A consultation by the regulator into advice labels may see such ‘tagging’ being ditched in favour of a more qualitative approach looking at how services are described to consumers, the regulators head of policy has said.
Speaking to FTAdviser, David Geale said the new definition of independent advice and its counterpart definition, restricted, had “performed better” than any others with consumers in pre-RDR research, but that in practice many were failing to see the difference.
He said: “When we introduced those labels, we did an extensive amount of consumer research. We consulted on the changes and actually ‘independent’ and ‘restricted’ are about as simple as you can get in terms of labels; they performed better than anything else we tried.”
Mr Geale said that the regulator has now found that consumers who are taking restricted advice “generally think it’s independent anyway”.
He said: “There is clearly something for us to do now and this is something that hasn’t quite landed as we intended. We did a lot of research into that; we didn’t go into that blind.
“We were expecting it would be clear for consumers, but now we are looking at whether there are things we can do to take a different approach and actually look at how you explain the service, rather than tagging it as a label.”
Europe Economics’ final ‘phase 1’ report on the impacts of the RDR, published today (16 December), revealed that the FCA thinks consumer understanding of the two labels “appears limited”.
Confusion has reigned over the new definitions since they came into force as part of the RDR. In January, the regulator’s director of long term savings and investments Nick Poyntz-Wright conceded that the two models were “not completely working”.
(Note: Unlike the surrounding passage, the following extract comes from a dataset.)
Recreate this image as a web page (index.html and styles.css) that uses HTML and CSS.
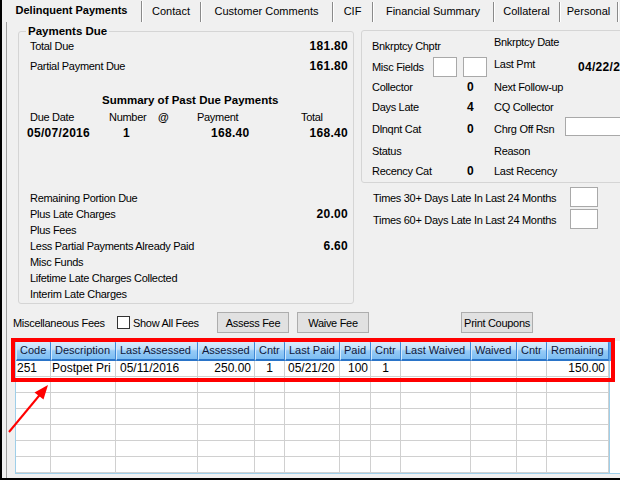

Martin Wheatley, chief executive of the City watchdog, also admitted at the time that more work was needed on clarifying the definitions, but he said then that it would not be seeking to change the rules.
The regulator says it is now going to consult on the matter and “wants to hear stakeholders’ views for better ways to present information to consumers on the nature of advice services”.
Mr Geale added that a variety of ideas have been put to the regulator, particularly on “explaining the service so focusing more on what it is that firms do, rather than hanging it off a particular label”.
The review refers to “a proposal put forward by the Smaller Business Practitioner Panel to introduce a simple label that better sets the consumers’ expectations by explaining the scope of the firm’s advice” and that any work would also “take on board the implementation of Mifid II”.
It adds that the work will form part of the FCA’s wider work on the provision of information to consumers, due for publication in the first quarter next year.